Figuring out what to do in the aftermath of a car accident can be an overwhelming process. Those in Colorado who have suffered serious injuries need to focus on recovering their health, including their physical capabilities, and those who lose a loved one to a wreck likely need time to emotionally heal. At the same time, these victims and their families may be facing severe financial hardship. Medical expenses can quickly rack up, and funeral costs and lost wages may make it challenging, if not impossible, to make ends meet.
When the auto accident in question was caused by the negligence of another, then legal action may be justified. But not all personal injury and wrongful death cases wind up being litigated. In fact, a significant number of them end in settlement negotiations. Here, a victim can seek a favorable resolution while avoiding the time and costs associated with taking a case to trial.
Before accepting a settlement offer, a victim should consider a number of factors to determine if the settlement offer is in his or her best interest. To start, one should consider the strength of the case by looking at recent verdicts in similar cases and identifying evidentiary strengths and weaknesses. It’s also helpful to anticipate the defense’s arguments and whether they are backed by compelling evidence. Then, a victim needs to carefully consider how much his or her claim is worth. With an accurate picture, he or she can more easily tell if a settlement offer is too low. The amount of time it would take to litigate a claim, the personal information that may be aired in open court, and one’s patience with the process should also be considered.

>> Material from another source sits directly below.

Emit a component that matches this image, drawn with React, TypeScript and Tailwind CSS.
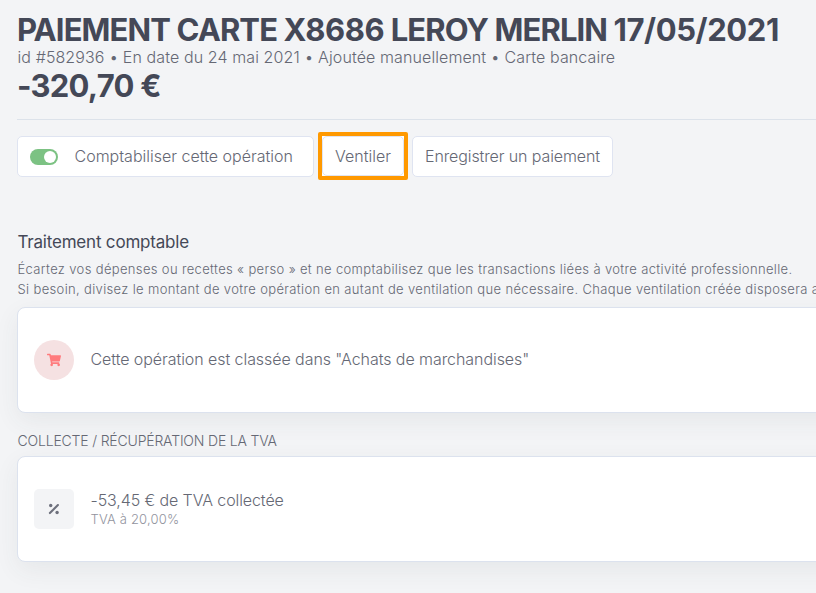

The best way to prepare for settlement negotiations is to enter them equipped with strong legal arguments that can be utilized at trial. This will help the other side see what they risk by litigating the matter, and it oftentimes compels them into negotiating in hopes of reaching a resolution. Therefore, car accident victims and their families need to prepare their cases as if they are going to trial, even if they anticipate accepting a settlement.